Age of information (AoI) serves as a key metric for characterizing information freshness. In this article, we investigate the AoI minimization of a non-orthogonal multiple access (NOMA)-capable wireless-powered Internet of Things (WP-IoT) network, where a base station (BS) consistently sends radio frequency (RF) signals to power IoT sensors (IoT-Ss), and selected IoT-Ss are scheduled to transmit status update packets to the BS in each time slot. We first formulate a scheduling problem for average AoI (AAoI) minimization with NOMA transmission and solve for a near-optimal scheduling policy with a deep Q-network (DQN)-based solution. Next, we propose a novel joint transmission mode selection and scheduling (JTMSS) design to further minimize the AAoI of the network. Specifically, the system adaptively selects one of three transmission modes: NOMA, orthogonal multiple access (OMA), and no transmission and schedules two, one, or none sensors for transmission, respectively.
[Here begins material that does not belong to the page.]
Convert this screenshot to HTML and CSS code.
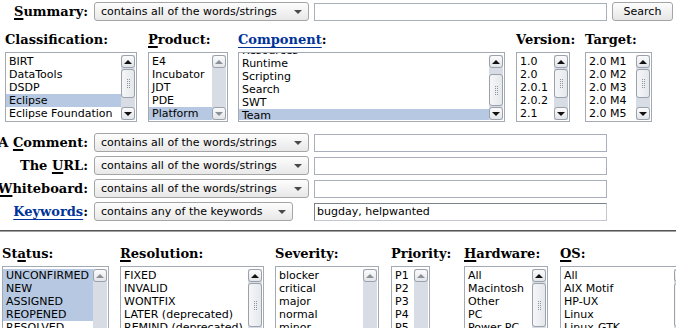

Considering the discrete hierarchical action space of the JTMSS problem, we formulate a parameterized-action Markov Decision Process (PAMDP) and develop a deep transfer learning (DTL)-based solution with a two-tier DQN framework to find a near-optimal JTMSS policy. Besides, we present a partial tuning approach during online operation to alleviate the effects of environmental changes. Simulation results verify that the JTMSS design with DTL achieves a significant performance gain over the scheduling-only policy for NOMA transmission. Moreover, the online tuning with DTL converges quickly during online operation.